Nice example Peter! I agree, the 65 is great for environmental portraits. Does your girlfriend play that instrument? I live in a predominantly Czech town and see accordions around here in some of the older folks "bands". I LOVE the sound from them. I also agree, that shot could easily have been in old world Europe!!
Katie - Yes, she does play - everything from classical to country, cajun/zydeco, polkas and gypsy jazz. That particular accordion we bought from a famous Bulgarian master player. We're now up to twenty-eight of these living with us in our quite small house in Culver City. If you saw Puss N Boots earlier this year, you would have heard her playing. I'm glad I love the accordion or I would be in serious trouble. Needless to say, I now know more about the squeezebox than I ever thought possible.

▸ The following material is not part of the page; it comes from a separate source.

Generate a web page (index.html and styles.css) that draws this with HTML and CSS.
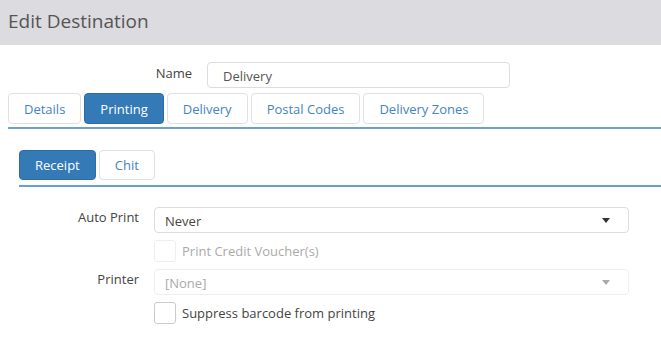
FILE: index.html
```html
<!DOCTYPE html>
<html>
  <head>
    <title>Edit Destination</title>
    <link rel="stylesheet" href="styles.css">
  </head>
  <body>
    <div class="header">Edit Destination</div>

    <div class="content">
      <div class="name-row">
        <label class="name-label">Name</label>
        <input class="name-input" type="text" value="Delivery">
      </div>

      <div class="tabs">
        <div class="tab">Details</div>
        <div class="tab active">Printing</div>
        <div class="tab">Delivery</div>
        <div class="tab">Postal Codes</div>
        <div class="tab">Delivery Zones</div>
      </div>

      <div class="panel">
        <div class="tabs sub">
          <div class="tab active">Receipt</div>
          <div class="tab">Chit</div>
        </div>

        <div class="form">
          <div class="form-row">
            <div class="label">Auto Print</div>
            <div class="select">
              <span>Never</span>
              <span class="caret"></span>
            </div>
          </div>
          <div class="form-row">
            <div class="label"></div>
            <div class="check disabled">
              <span class="box"></span>
              <span>Print Credit Voucher(s)</span>
            </div>
          </div>
          <div class="form-row">
            <div class="label">Printer</div>
            <div class="select disabled">
              <span>[None]</span>
              <span class="caret"></span>
            </div>
          </div>
          <div class="form-row">
            <div class="label"></div>
            <div class="check">
              <span class="box"></span>
              <span>Suppress barcode from printing</span>
            </div>
          </div>
        </div>
      </div>
    </div>
  </body>
</html>
```

FILE: styles.css
```css
body {
  margin: 0;
  font-family: "Open Sans", sans-serif;
  font-size: 13px;
  color: #444;
  background: white;
}
.header {
  height: 45px;
  background: #dcdbe0;
  color: #555;
  font-size: 19px;
  padding-left: 8px;
  padding-bottom: 4px;
  box-sizing: border-box;
  display: flex;
  align-items: center;
}
.content {
  padding-left: 8px;
}
.name-row {
  display: flex;
  align-items: center;
  margin-top: 17px;
}
.name-label {
  width: 184px;
  text-align: right;
  margin-right: 15px;
  margin-top: -4px;
}
.name-input {
  width: 303px;
  height: 26px;
  box-sizing: border-box;
  border: 1px solid #ddd;
  border-radius: 4px;
  padding: 2px 15px 0;
  font-family: inherit;
  font-size: 13px;
  color: #555;
  outline: none;
}
.tabs {
  display: flex;
  gap: 3px;
  margin-top: 5px;
  padding-bottom: 3px;
  border-bottom: 2px solid #6a9fd2;
}
.tab {
  height: 31px;
  box-sizing: border-box;
  padding: 0 15px;
  display: flex;
  align-items: center;
  border: 1px solid #e0e0e0;
  border-radius: 4px;
  color: #4285c6;
}
.tab.active {
  background: #337ab7;
  border-color: #2e6da4;
  color: white;
}
.panel {
  margin-left: 11px;
  margin-top: 21px;
}
.tabs.sub {
  margin-top: 0;
  padding-bottom: 5px;
}
.tabs.sub .tab {
  height: 30px;
}
.form {
  margin-top: 20px;
  display: flex;
  flex-direction: column;
  gap: 7px;
}
.form-row {
  display: flex;
  align-items: center;
}
.label {
  width: 120px;
  text-align: right;
  margin-right: 15px;
  margin-top: -6px;
}
.select {
  width: 475px;
  height: 26px;
  box-sizing: border-box;
  border: 1px solid #ddd;
  border-radius: 4px;
  padding: 2px 10px 0;
  display: flex;
  align-items: center;
  justify-content: space-between;
  color: #444;
}
.select.disabled {
  border-color: #eee;
  color: #aaa;
}
.caret {
  width: 0;
  height: 0;
  border-left: 4px solid transparent;
  border-right: 4px solid transparent;
  border-top: 5px solid #333;
  margin-right: 8px;
  margin-top: -2px;
}
.select.disabled .caret {
  border-top-color: #aaa;
}
.check {
  display: flex;
  align-items: center;
  gap: 6px;
}
.box {
  width: 22px;
  height: 22px;
  box-sizing: border-box;
  border: 1px solid #ccc;
  border-radius: 3px;
}
.check.disabled {
  color: #aaa;
}
.check.disabled .box {
  border-color: #eee;
}
```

My wife and I went for a ride a couple weekends ago and rediscovered an old family cemetery from my mother's father's side of the family. No longer a town here but the cemetery is as well as the old church down the road. Here are few snaps I got off before it got dark. Yashica 35 electro gsn on fuji400xtra superia scanned on my ep4690.
ken.vs.ryu wrote:
are you printing these huge negatives? it's a shame you have to shrink them to web sizes.
I was going to wait until I get all my 4x5 developed before printing. I have around 15 sheets of Velvia 50 to get developed. I'm hoping to attempt to print my own B/W this winter, when I setup my darkroom. Until then, the lab will print these.
Thanks Katie, your shots are so far from meager! I really enjoy them.
Zalmy, thanks for the kind words nice snow, but this year was a little disappointing. I might have to save and go again the year after next. Chrome films do block up badly in the shadows, I have had slightly better success ignoring Fuji's recommended dev times on their E6 chemistry and running the first and colour dev for 30s longer than recommended and the blix for 1.5x as long as recommended.
Blix runs to exhaustion so you cannot really over-blix film unless your chemistry is particularly harsh.
As for metering, I find metering the highlights I want perceptible detail in and adding 2.5 stops works fine for fuji films, I add 3 stops for Kodak E100G since it has a lot of latitude for a reversal film.
Simon, such kind words from the architecture master I've been hunting for a 72XL lately thanks to you.